Energy industry: manufacturing nuclear power plant equipment, gas turbine components and petrochemical equipment, etc.
Sewage treatment: used in sewage treatment plants to resist corrosion from chemicals and high-salinity water.
Architecture and building decoration: used for building facades, railings, handrails and other architectural decorative elements.

stainless steel processing

The manufacture of stainless steel involves a series of processes. First, the steel is melted, and then it is cast into solid form. After various forming steps, the steel is heat treated and then cleaned and polished to give it the desired finish. Next, it is packaged and sent to manufacturers, who weld and join the steel to produce the desired shapes.

The raw materials that constitute a stainless steel item are placed together and melted in a giant electric furnace. Intense heat is applied rigorously for a period of 8 to 12 hours during this step. Once the melting is complete, the molten steel is cast into desired semi-finished forms. Some of the most common forms or shapes include slabs, blooms (rectangular shapes), billets (these could either be round or square), rods, and tube rounds.

In the second stage, the semi-finished steel shapes undergo a series of forming operations. For instance, the stainless steel is hot rolled (heated and passed through enormous rolls). The blooms and billets mentioned above are converted to bar and wire.
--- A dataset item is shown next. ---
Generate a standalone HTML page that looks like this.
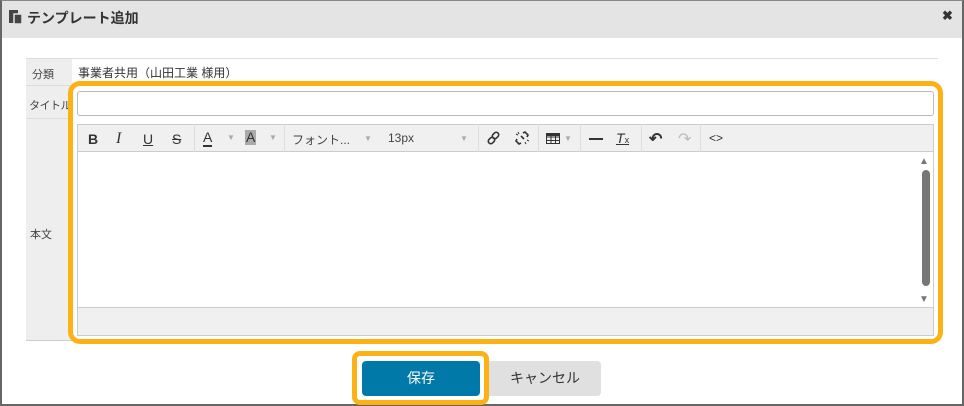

The slabs on the other hand are formed into plates, strips or sheets. It is very common to turn semi-finished steel shapes into bars, as it is the most versatile stainless steel form (it comes in all grades and sizes). You have round, square, octagonal, and hexagonal bars, each suitable for a different type of application.

The various stainless steel forms undergo a thorough annealing process during this step. Annealing is another name for heat treatment where the stainless steel is heated and cooled in a controlled environment. The purpose of this heat treatment is to relieve the pent-up stress inside the stainless steel and soften the material to make it more suitable for a wide variety of applications. The people in charge of carrying out the annealing process have to be very careful about the conditions as even the slightest of changes in the temperature, pressure, duration, or cooling rate could result in a faulty product.

During the annealing process, a certain amount of scale appears on the surface of the stainless steel. This scale can be removed using a number of different processes that are collectively known as descaling. Pickling is one of the more common methods of carrying out the descaling process.

The semi-finished, heat-treated, and descaled stainless steel forms are cut into specific shapes in this step. Mechanical cutting is performed with the aid of guillotine knives, blanking, nibbling, and high-speed blades.

Finishing is applied to help the stainless steel product achieve its signature aesthetically appealing appearance. Finishes are also needed to make the stainless steel product smooth and easier to clean, which is a top requirement in sanitary applications.